Hardbacks and Best Sellers
Updated: Aug 13
Because Baby Doe is edging towards delivery as a tangible, baby, book, I was stumbling around the web looking for what I might learn about marketing. The first thing I learned is that publicity comes before marketing, like six months before one’s book appears. Next I learned that one can hire a publicist (minimally thousands of dollars) to help construct a plan for a book launch. The people who arbitrate whether a book will become a best seller (reviewers, bloggers, TV and radio, bookstores, book groups) have schedules that fill up months in advance with bookings of eager publishers, authors, and publicists.
But wait, all the above mainly applies to hardback books. Why is that? And why in this age of print on demand paperbacks, ebooks, and audiobooks are the more expensive and ponderous hardbacks still produced?
Four common answers: 1. Publishers make more money on big selling hardbacks. 2. The reviewers and critics see hardbacks as books that are taken more seriously. 3. Some folks, usually of the more affluent castes, prefer to see hardbacks lined up on their extensive bookshelves. 4. Publishers (and maybe authors) get two bites of the apple. After the hardback sales die down, out comes the jazzy paperback, cheaper, with a keen new cover page and some fresh buzz = more overall sales.
But it will cost me more money to bring out a my opus as a hybrid hardback. True as that is, and committed to paperbacks as I am, how can my bookette become a best seller?
Nobody knows for sure, but there are some ingredients that are helpful. We’ll get to those in a bit.
First, how is a bestseller defined? More research.
Answer: it depends on how much a book (and not just any book, what kind of book) has sold. Next question: according to whom? Over what period of time? Amazon, Barnes and Noble, New York Times and many others list best-selling books: hardbacks, paperbacks, ebooks, audiobooks, self-published books fiction and non-fiction. These categories are broken down further. (To continue the metaphor, “farther” would seem more appropriate, but further sounds better).

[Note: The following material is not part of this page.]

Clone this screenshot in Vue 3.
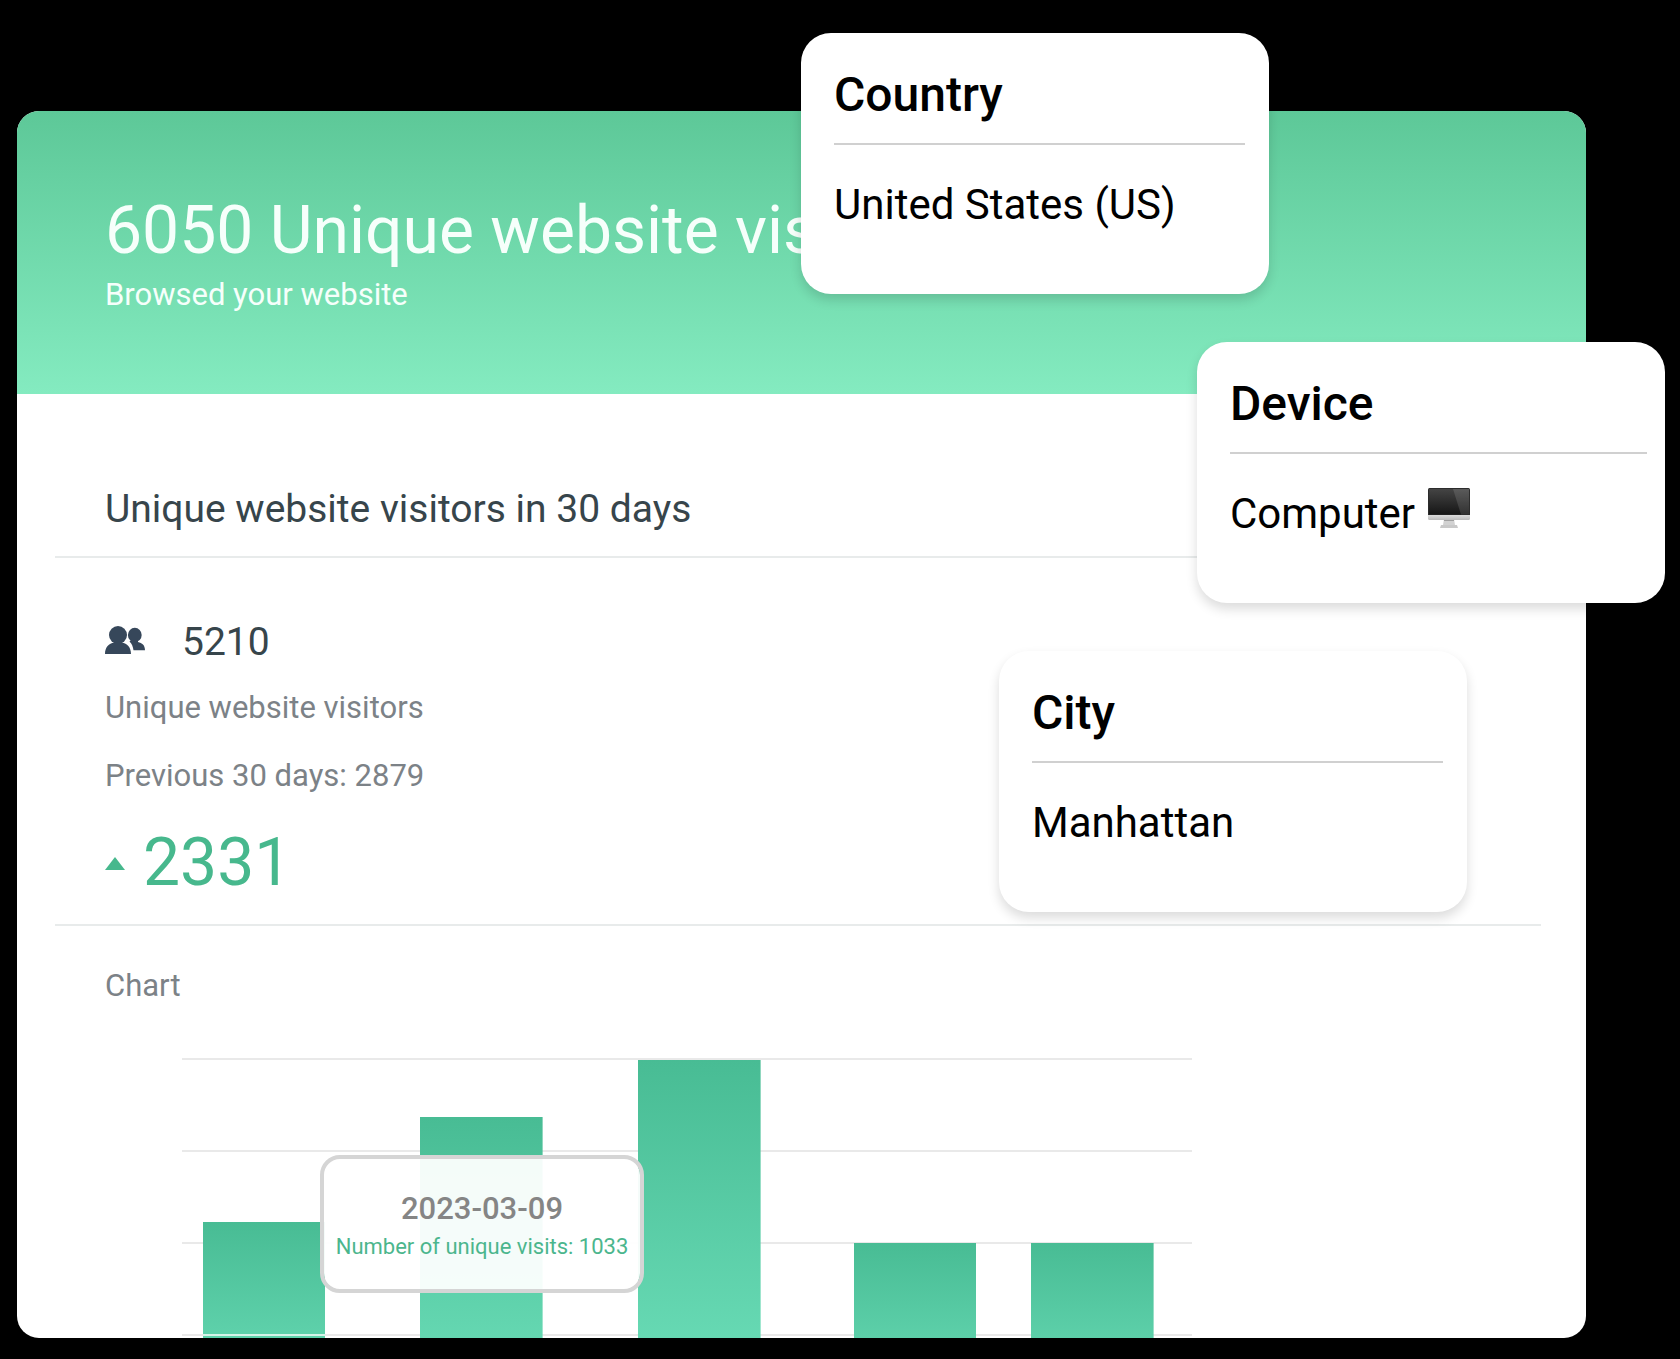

The commonly stated requirements for a best seller (or at least a very good book) are these:
· Education in literature and the craft of writing.
· Excellent supportive teachers
· Expertise in niches that will interest readers
· Important friends in the biz.
· Money to pay for the education above as well as for the developmental editors, line editors, proof readers, publicists, and marketing talent.
· And as everybody, everybody, says, the most important requirement is luck.
But nobody has all of that, and if they do, and their book is outstanding, it still may not sell. Be not dismayed. You, with (almost) none of the requirements can still write a best seller, on Amazon no less. Here’s how.
Brent Underwood is a guy who works for Brass Check marketing company. A few years ago, his “experiment” was to take a photograph of his foot, and create a self-published book containing only one page. That page had a photograph of his foot. As did the book cover. You can be a best seller in any number of categories. Brent chose “transpersonal.”
Three copies sold in hours, two to Brent and one to a friend. This earned him best seller status on Amazon only in that rarely used category (but his book cover only needed to display “Amazon Bestseller”).
I checked the current status. “Putting My Foot Down” is still for sale on Amazon. The paperback is $7.07, but now with 77% off, and the ebook is $1.99. The book cover still proudly displays, “Amazon Best Seller.” However now the book is 60 pages. In the fattened-up version, Brent describes his scam. 71% of his reviews are 5 stars. I couldn’t find out how many books have sold in the years since the publication became a bestseller.
My takeaway moral: Being exceptional in any one of the bullet points above may be enough to forgo all the others. Brent wins for creativity, and now I’m going back and adding chutzpah to the list above.